A remarkable but little remarked on aspect of this week's hearing is the revelation that, in her final submission to the O'Higgins inquiry in February 2016, O'Sullivan said: "Also affected were victims of crime with whom Sergeant McCabe dealt directly, who were erroneously led to believe that they were disserved by An Garda Síochána. This, in turn, led to those victims being put through further unnecessary suffering."

This is startling. These victims were the ones who had been appallingly treated by some of McCabe's colleagues who failed to investigate the crimes against them. Mr Justice Peter Charleton seemed taken aback by the accusation that it was, rather, McCabe's efforts to help them that caused them "unnecessary suffering".

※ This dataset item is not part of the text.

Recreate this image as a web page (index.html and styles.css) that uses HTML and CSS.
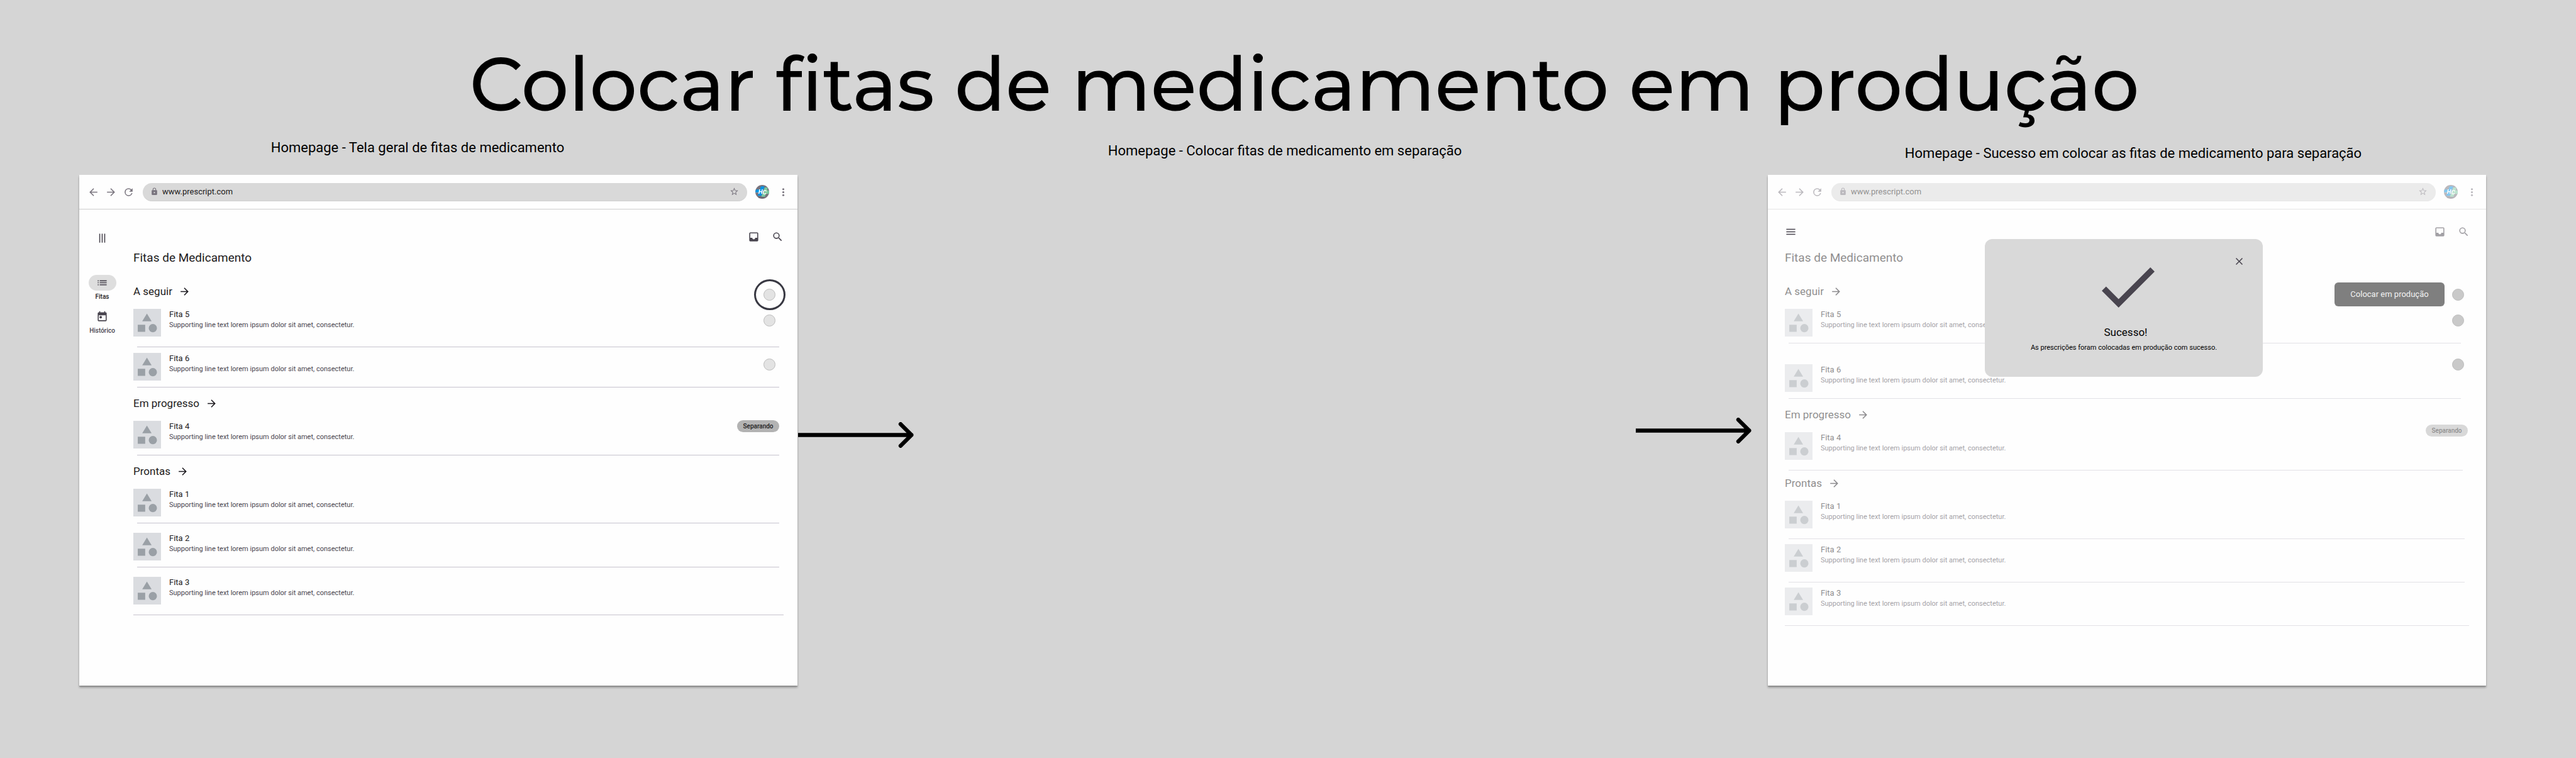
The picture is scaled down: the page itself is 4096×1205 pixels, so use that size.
FILE: index.html
```html
<!DOCTYPE html>
<html lang="pt-BR">
<head>
<meta charset="utf-8">
<title>Colocar fitas de medicamento em produção</title>
<link rel="stylesheet" href="styles.css">
</head>
<body>
<svg class="sprite" aria-hidden="true">
  <symbol id="back" viewBox="0 0 24 24"><path d="M20 11H7.83l5.59-5.59L12 4l-8 8 8 8 1.41-1.41L7.83 13H20v-2z"/></symbol>
  <symbol id="forward" viewBox="0 0 24 24"><path d="M12 4l-1.41 1.41L16.17 11H4v2h12.17l-5.58 5.59L12 20l8-8z"/></symbol>
  <symbol id="reload" viewBox="0 0 24 24"><path d="M17.65 6.35A7.96 7.96 0 0 0 12 4a8 8 0 1 0 7.73 10h-2.08A6 6 0 1 1 12 6c1.66 0 3.14.69 4.22 1.78L13 11h7V4l-2.35 2.35z"/></symbol>
  <symbol id="lock" viewBox="0 0 24 24"><path d="M18 8h-1V6A5 5 0 0 0 7 6v2H6a2 2 0 0 0-2 2v10c0 1.100.9 2 2 2h12a2 2 0 0 0 2-2V10a2 2 0 0 0-2-2zm-6 9a2 2 0 1 1 0-4 2 2 0 0 1 0 4zm3.100-9H8.900V6a3.100 3.100 0 0 1 6.200 0v2z"/></symbol>
  <symbol id="star" viewBox="0 0 24 24"><path d="M22 9.240l-7.190-.62L12 2 9.190 8.630 2 9.240l5.460 4.730L5.820 21 12 17.270 18.180 21l-1.630-7.030L22 9.240zM12 15.400l-3.760 2.270 1-4.280-3.320-2.880 4.380-.38L12 6.100l1.710 4.040 4.380.38-3.320 2.880 1 4.280L12 15.400z"/></symbol>
  <symbol id="dots" viewBox="0 0 24 24"><circle cx="12" cy="6" r="2"/><circle cx="12" cy="12" r="2"/><circle cx="12" cy="18" r="2"/></symbol>
  <symbol id="menu" viewBox="0 0 24 24"><path d="M3 18h18v-2H3v2zm0-5h18v-2H3v2zm0-7v2h18V6H3z"/></symbol>
  <symbol id="bars" viewBox="0 0 24 24"><path d="M6 3v18h2V3zm5 0v18h2V3zm5 0v18h2V3z"/></symbol>
  <symbol id="list" viewBox="0 0 24 24"><path d="M3 13h2v-2H3v2zm0 4h2v-2H3v2zm0-8h2V7H3v2zm4 4h14v-2H7v2zm0 4h14v-2H7v2zM7 7v2h14V7H7z"/></symbol>
  <symbol id="calendar" viewBox="0 0 24 24"><path d="M19 3h-1V1h-2v2H8V1H6v2H5a2 2 0 0 0-2 2v14a2 2 0 0 0 2 2h14a2 2 0 0 0 2-2V5a2 2 0 0 0-2-2zm0 16H5V9h14v10z"/><circle cx="9" cy="13" r="2.500"/></symbol>
  <symbol id="inbox" viewBox="0 0 24 24"><path d="M19 3H5a2 2 0 0 0-2 2v14a2 2 0 0 0 2 2h14a2 2 0 0 0 2-2V5a2 2 0 0 0-2-2zm0 11h-4a3 3 0 0 1-6 0H5V5h14v9z"/></symbol>
  <symbol id="search" viewBox="0 0 24 24"><path d="M15.500 14h-.79l-.28-.27A6.470 6.470 0 0 0 16 9.500 6.500 6.500 0 1 0 9.500 16c1.610 0 3.090-.59 4.230-1.570l.27.28v.79l5 4.990L20.490 19l-4.990-5zm-6 0a4.500 4.500 0 1 1 0-9 4.500 4.500 0 0 1 0 9z"/></symbol>
  <symbol id="close" viewBox="0 0 24 24"><path d="M19 6.410L17.590 5 12 10.590 6.410 5 5 6.410 10.590 12 5 17.590 6.410 19 12 13.410 17.590 19 19 17.590 13.410 12z"/></symbol>
  <symbol id="shapes" viewBox="0 0 56 56"><path d="M27.500 9.500L37 25H18zM9 32h15v14.500H9z"/><circle cx="39.500" cy="39" r="8.300"/></symbol>
  <symbol id="arrow" viewBox="0 0 232 52"><path d="M0 26H228M206 4l22 22-22 22" fill="none" stroke="#000" stroke-width="8" stroke-linecap="round" stroke-linejoin="round"/></symbol>
  <symbol id="avatar" viewBox="0 0 84 84">
    <circle cx="42" cy="42" r="42" fill="#77727c"/>
    <path d="M4 28h22l-5 18H0zM34 9h22L37 66H14z" fill="#0a93e2"/>
    <path d="M0 46h20" stroke="#a9bcc8" stroke-width="2"/>
    <path d="M57 15h18l-3 18h11l1 12-2 9H64l-6 18H36z" fill="#7ac8a0"/>
    <path d="M20 77h36" stroke="#5d5862" stroke-width="5" stroke-dasharray="5 2"/>
    <text x="18" y="53" class="mono">H</text><text x="44" y="57" class="mono">C</text>
  </symbol>
</svg>

<header class="title"><h1>Colocar fitas de medicamento em produção</h1></header>

<main class="board">
  <p class="caption caption-first">Homepage - Tela geral de fitas de medicamento</p>
  <p class="caption caption-second">Homepage - Colocar fitas de medicamento em separação</p>
  <p class="caption caption-third">Homepage - Sucesso em colocar as fitas de medicamento para separação</p>

  <section class="frame frame-first" aria-label="Tela geral">
    <div class="bar">
      <div class="bar-nav">
        <button class="icon-btn" aria-label="Voltar"><svg><use href="#back"/></svg></button>
        <button class="icon-btn" aria-label="Avançar"><svg><use href="#forward"/></svg></button>
        <button class="icon-btn" aria-label="Recarregar"><svg><use href="#reload"/></svg></button>
      </div>
      <div class="address">
        <svg class="lock"><use href="#lock"/></svg>
        <input type="text" value="www.prescript.com" aria-label="Endereço">
        <button class="icon-btn small" aria-label="Favoritar"><svg><use href="#star"/></svg></button>
      </div>
      <svg class="avatar"><use href="#avatar"/></svg>
      <button class="icon-btn" aria-label="Mais opções"><svg><use href="#dots"/></svg></button>
    </div>
    <div class="app">
      <nav class="rail">
        <button class="icon-btn dark" aria-label="Menu"><svg><use href="#bars"/></svg></button>
        <a class="rail-link active" href="#fitas"><span class="rail-icon"><svg><use href="#list"/></svg></span>Fitas</a>
        <a class="rail-link" href="#historico"><span class="rail-icon"><svg><use href="#calendar"/></svg></span>Histórico</a>
      </nav>
      <div class="content">
        <div class="toolbar">
          <button class="icon-btn dark push" aria-label="Caixa de entrada"><svg><use href="#inbox"/></svg></button>
          <button class="icon-btn dark" aria-label="Buscar"><svg><use href="#search"/></svg></button>
        </div>
        <h2>Fitas de Medicamento</h2>
        <section class="group">
          <div class="group-head">
            <h3>A seguir <svg><use href="#forward"/></svg></h3>
            <div class="actions"><span class="ringed"><input type="checkbox" class="dot" aria-label="Selecionar todas"></span></div>
          </div>
          <div class="item roomy">
            <svg class="thumb"><use href="#shapes"/></svg>
            <label class="text" for="a5"><b>Fita 5</b><span>Supporting line text lorem ipsum dolor sit amet, consectetur.</span></label>
            <input type="checkbox" class="dot" id="a5">
          </div>
          <div class="item next">
            <svg class="thumb"><use href="#shapes"/></svg>
            <label class="text" for="a6"><b>Fita 6</b><span>Supporting line text lorem ipsum dolor sit amet, consectetur.</span></label>
            <input type="checkbox" class="dot" id="a6">
          </div>
        </section>
        <section class="group">
          <div class="group-head"><h3>Em progresso <svg><use href="#forward"/></svg></h3></div>
          <div class="item">
            <svg class="thumb"><use href="#shapes"/></svg>
            <div class="text"><b>Fita 4</b><span>Supporting line text lorem ipsum dolor sit amet, consectetur.</span></div>
            <span class="badge">Separando</span>
          </div>
        </section>
        <section class="group">
          <div class="group-head"><h3>Prontas <svg><use href="#forward"/></svg></h3></div>
          <div class="item">
            <svg class="thumb"><use href="#shapes"/></svg>
            <div class="text"><b>Fita 1</b><span>Supporting line text lorem ipsum dolor sit amet, consectetur.</span></div>
          </div>
          <div class="item after">
            <svg class="thumb"><use href="#shapes"/></svg>
            <div class="text"><b>Fita 2</b><span>Supporting line text lorem ipsum dolor sit amet, consectetur.</span></div>
          </div>
          <div class="item after roomy last">
            <svg class="thumb"><use href="#shapes"/></svg>
            <div class="text"><b>Fita 3</b><span>Supporting line text lorem ipsum dolor sit amet, consectetur.</span></div>
          </div>
        </section>
      </div>
    </div>
  </section>

  <svg class="arrow arrow-first"><use href="#arrow"/></svg>
  <svg class="arrow arrow-second"><use href="#arrow"/></svg>

  <section class="frame frame-third faded" aria-label="Sucesso">
    <div class="bar">
      <div class="bar-nav">
        <button class="icon-btn" aria-label="Voltar"><svg><use href="#back"/></svg></button>
        <button class="icon-btn" aria-label="Avançar"><svg><use href="#forward"/></svg></button>
        <button class="icon-btn" aria-label="Recarregar"><svg><use href="#reload"/></svg></button>
      </div>
      <div class="address">
        <svg class="lock"><use href="#lock"/></svg>
        <input type="text" value="www.prescript.com" aria-label="Endereço">
        <button class="icon-btn small" aria-label="Favoritar"><svg><use href="#star"/></svg></button>
      </div>
      <svg class="avatar"><use href="#avatar"/></svg>
      <button class="icon-btn" aria-label="Mais opções"><svg><use href="#dots"/></svg></button>
    </div>
    <div class="app">
      <div class="content">
        <div class="toolbar">
          <button class="icon-btn dark menu" aria-label="Menu"><svg><use href="#menu"/></svg></button>
          <button class="icon-btn dark push" aria-label="Caixa de entrada"><svg><use href="#inbox"/></svg></button>
          <button class="icon-btn dark" aria-label="Buscar"><svg><use href="#search"/></svg></button>
        </div>
        <h2>Fitas de Medicamento</h2>
        <section class="group">
          <div class="group-head">
            <h3>A seguir <svg><use href="#forward"/></svg></h3>
            <div class="actions"><button class="produce">Colocar em produção</button><input type="checkbox" class="dot" aria-label="Selecionar todas"></div>
          </div>
          <div class="item">
            <svg class="thumb"><use href="#shapes"/></svg>
            <label class="text" for="b5"><b>Fita 5</b><span>Supporting line text lorem ipsum dolor sit amet, consectetur.</span></label>
            <input type="checkbox" class="dot" id="b5">
          </div>
          <div class="item distant">
            <svg class="thumb"><use href="#shapes"/></svg>
            <label class="text" for="b6"><b>Fita 6</b><span>Supporting line text lorem ipsum dolor sit amet, consectetur.</span></label>
            <input type="checkbox" class="dot" id="b6">
          </div>
        </section>
        <section class="group middle">
          <div class="group-head"><h3>Em progresso <svg><use href="#forward"/></svg></h3></div>
          <div class="item roomy">
            <svg class="thumb"><use href="#shapes"/></svg>
            <div class="text"><b>Fita 4</b><span>Supporting line text lorem ipsum dolor sit amet, consectetur.</span></div>
            <span class="badge">Separando</span>
          </div>
        </section>
        <section class="group done">
          <div class="group-head"><h3>Prontas <svg><use href="#forward"/></svg></h3></div>
          <div class="item roomy">
            <svg class="thumb"><use href="#shapes"/></svg>
            <div class="text"><b>Fita 1</b><span>Supporting line text lorem ipsum dolor sit amet, consectetur.</span></div>
          </div>
          <div class="item close roomy">
            <svg class="thumb"><use href="#shapes"/></svg>
            <div class="text"><b>Fita 2</b><span>Supporting line text lorem ipsum dolor sit amet, consectetur.</span></div>
          </div>
          <div class="item close roomy last">
            <svg class="thumb"><use href="#shapes"/></svg>
            <div class="text"><b>Fita 3</b><span>Supporting line text lorem ipsum dolor sit amet, consectetur.</span></div>
          </div>
        </section>
      </div>
    </div>
    <div class="dialog" role="dialog" aria-labelledby="ok-title">
      <button class="icon-btn dark dismiss" aria-label="Fechar"><svg><use href="#close"/></svg></button>
      <svg class="check" viewBox="3.410 5.590 17.590 13.410" aria-hidden="true"><path d="M9 16.170L4.830 12l-1.420 1.410L9 19 21 7l-1.410-1.410z"/></svg>
      <h3 id="ok-title">Sucesso!</h3>
      <p>As prescrições foram colocadas em produção com sucesso.</p>
    </div>
  </section>
</main>
</body>
</html>
```
FILE: styles.css
```css
* { box-sizing: border-box; }

body {
  margin: 0;
  min-height: 100vh;
  background: #d5d5d5;
  color: #1d1b20;
  font-family: Roboto, "Liberation Sans", sans-serif;
}

h1, h2, h3, p { margin: 0; font-weight: 400; }
svg { display: block; fill: currentColor; }
.sprite { display: none; }
.mono { font: italic 700 38px Roboto, sans-serif; fill: #fff; }

.title { padding: 64px 0 18px 52px; text-align: center; }
.title h1 {
  font-family: Montserrat, Inter, sans-serif;
  font-size: 119px;
  font-weight: 500;
  line-height: 140px;
  color: #000;
}

/* Three screens with an arrow column between each pair */
.board {
  display: grid;
  grid-template-columns: minmax(0, 1fr) 186px minmax(0, 1fr) 215px minmax(0, 1fr);
  grid-template-rows: 35px auto;
  row-gap: 21px;
  padding: 0 143px 115px 126px;
}
.caption {
  font-size: 22px;
  line-height: 26px;
  color: #000;
  text-align: center;
  grid-row: 1;
}
.caption-first { grid-column: 1; align-self: start; padding-right: 66px; }
.caption-second { grid-column: 3; align-self: center; padding-left: 36px; }
.caption-third { grid-column: 5; align-self: end; padding-left: 20px; }

.arrow { width: 184px; height: 41px; grid-row: 2; align-self: center; }
.arrow-first { grid-column: 2; margin: 14px 0 0 1px; }
.arrow-second { grid-column: 4; margin-left: 5px; }

.frame {
  position: relative;
  grid-row: 2;
  background: #fefefe;
  box-shadow: 0 3px 3px rgba(0, 0, 0, .3), 0 1px 1px rgba(0, 0, 0, .15);
}
.frame-first { grid-column: 1; }
.frame-third { grid-column: 5; }

/* Browser bar */
.bar {
  display: flex;
  align-items: center;
  gap: 13px;
  height: 55px;
  padding: 0 13px;
  border-bottom: 1px solid #ccc;
  color: #79747e;
}
.bar-nav { display: flex; gap: 9px; }
.icon-btn {
  display: grid;
  place-items: center;
  flex: none;
  width: 19px;
  height: 19px;
  padding: 0;
  border: 0;
  background: none;
  color: inherit;
}
.icon-btn svg { width: 19px; height: 19px; }
.small svg { width: 15px; height: 15px; }
.dark { color: #49454f; }
.address {
  flex: 1;
  display: flex;
  align-items: center;
  height: 29px;
  padding: 0 11px 0 12px;
  border-radius: 15px;
  background: #d9d9d9;
  border-bottom: 1px solid #cfcfcf;
}
.lock { width: 13px; height: 13px; }
.address input {
  flex: 1;
  min-width: 0;
  margin: 0;
  padding: 0 0 0 6px;
  border: 0;
  background: none;
  color: #1d1b20;
  font: 13px/16px Roboto, "Liberation Sans", sans-serif;
}
.avatar { width: 22px; height: 22px; }

/* App shell */
.app { display: flex; }
.rail {
  display: flex;
  flex-direction: column;
  align-items: center;
  gap: 13px;
  width: 73px;
  padding-top: 36px;
}
.rail .icon-btn { margin-bottom: 36px; }
.rail-link {
  display: flex;
  flex-direction: column;
  align-items: center;
  gap: 4px;
  font-size: 10px;
  font-weight: 500;
  line-height: 12px;
  color: #49454f;
  text-decoration: none;
}
.rail-icon {
  display: grid;
  place-items: center;
  width: 44px;
  height: 25px;
  border-radius: 13px;
  color: #49454f;
}
.rail-icon svg { width: 19px; height: 19px; }
.active { color: #1d1b20; }
.active .rail-icon { background: #dedede; }

.content { flex: 1; padding: 34px 0 112px 13px; }
.toolbar { display: flex; gap: 19px; padding: 0 22px 11px 0; }
.push { margin-left: auto; }
.content h2 { font-size: 19px; line-height: 26px; padding-bottom: 15px; }

.group { padding-right: 29px; --rule-end: 0px; }
.group-head {
  display: flex;
  align-items: flex-start;
  justify-content: space-between;
  height: 53px;
}
.group-head h3 {
  display: flex;
  align-items: center;
  gap: 10px;
  margin-top: 14px;
  font-size: 17px;
  line-height: 22px;
}
.group-head h3 svg { width: 19px; height: 19px; }
.actions {
  display: flex;
  align-items: center;
  gap: 12px;
  height: 38px;
  margin: 11px 6px 0 0;
}
.actions .dot { margin: 0; }

.item {
  display: grid;
  grid-template-columns: 44px 1fr auto;
  column-gap: 13px;
  align-items: start;
}
.item::after {
  content: "";
  grid-column: 1 / -1;
  height: 1px;
  margin: 10px var(--rule-end) 0 6px;
  background: #c6c3ce;
}
.roomy::after { margin-top: 16px; }
.next { padding-top: 9px; }
.after { padding-top: 15px; }
.last::after { margin-left: 0; margin-right: -7px; }

.thumb { width: 44px; height: 44px; background: #dadce0; color: #9aa0a6; }
.text { display: flex; flex-direction: column; }
.text b { font-size: 13px; font-weight: 400; line-height: 18px; }
.text span { font-size: 11px; line-height: 16px; color: #49454f; }

.dot {
  appearance: none;
  width: 19px;
  height: 19px;
  margin: 9px 6px 0 0;
  border: 1px solid #bdbdbd;
  border-radius: 50%;
  background: #e3e3e3;
}
.ringed { position: relative; display: block; height: 19px; }
.ringed .dot { display: block; }
.ringed::after {
  content: "";
  position: absolute;
  inset: -15px -16px -15px -15px;
  border: 3px solid #383842;
  border-radius: 50%;
}
.badge {
  width: 67px;
  margin-top: -1px;
  border-radius: 10px;
  background: #b3b3b3;
  font-size: 10px;
  font-weight: 500;
  line-height: 19px;
  text-align: center;
}

/* Screen behind the success dialog */
.faded .bar,
.faded .push,
.faded .push + .icon-btn,
.faded h2,
.faded .group-head h3,
.faded .thumb,
.faded .text,
.faded .badge,
.faded .item::after { opacity: .5; }
.faded .content { padding: 26px 0 0 27px; }
.faded .toolbar { padding: 0 26px 19px 0; }
.faded .group { --rule-end: 11px; }
.faded .middle { --rule-end: 8px; }
.faded .done { --rule-end: 5px; }
.faded .dot { background: #c9c9c9; border-color: #bdbdbd; }
.faded .last::after { margin-right: -2px; }
.faded .badge { margin-top: -12px; }
.distant .thumb, .distant .text { margin-top: 33px; }
.distant .dot { margin-top: 24px; }
.close { padding-top: 8px; }
.faded .done .group-head { height: 48px; }
.faded .done h3 { margin-top: 9px; }
.produce {
  width: 175px;
  height: 38px;
  padding: 0;
  border: 0;
  border-radius: 6px;
  background: #7f7f7f;
  color: #f2f2f2;
  font: 13px/18px Roboto, "Liberation Sans", sans-serif;
}

.dialog {
  position: absolute;
  top: 102px;
  left: 345px;
  right: 355px;
  display: flex;
  flex-direction: column;
  align-items: center;
  padding: 26px 28px 38px;
  border-radius: 12px;
  background: #d9d9d9;
  color: #000;
}
.dismiss { align-self: flex-end; }
.check { width: 86px; height: 64px; margin: 0 0 28px 14px; color: #49454f; }
.dialog h3 { font-size: 17px; line-height: 22px; margin: 0 0 6px 6px; }
.dialog p { font-size: 11px; line-height: 16px; }
```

Referring to one of the most egregious cases, he said: “Now, I suppose I read that, and I may be old-fashioned, and I was appalled. But nobody can say, in consequence of that, that Sergeant McCabe failed in any way. Rather, it’s a public service for him to point out that if this is the way policing is carried out in Bailieboro, well then they need a new police force or new managers. So that’s it.

“But on the other hand, the submission [on behalf of O’Sullivan] seems to say victims were discommoded or undermined in consequence of Sergeant McCabe, and that doesn’t seem to emerge anywhere. And I have read everything, by the way.”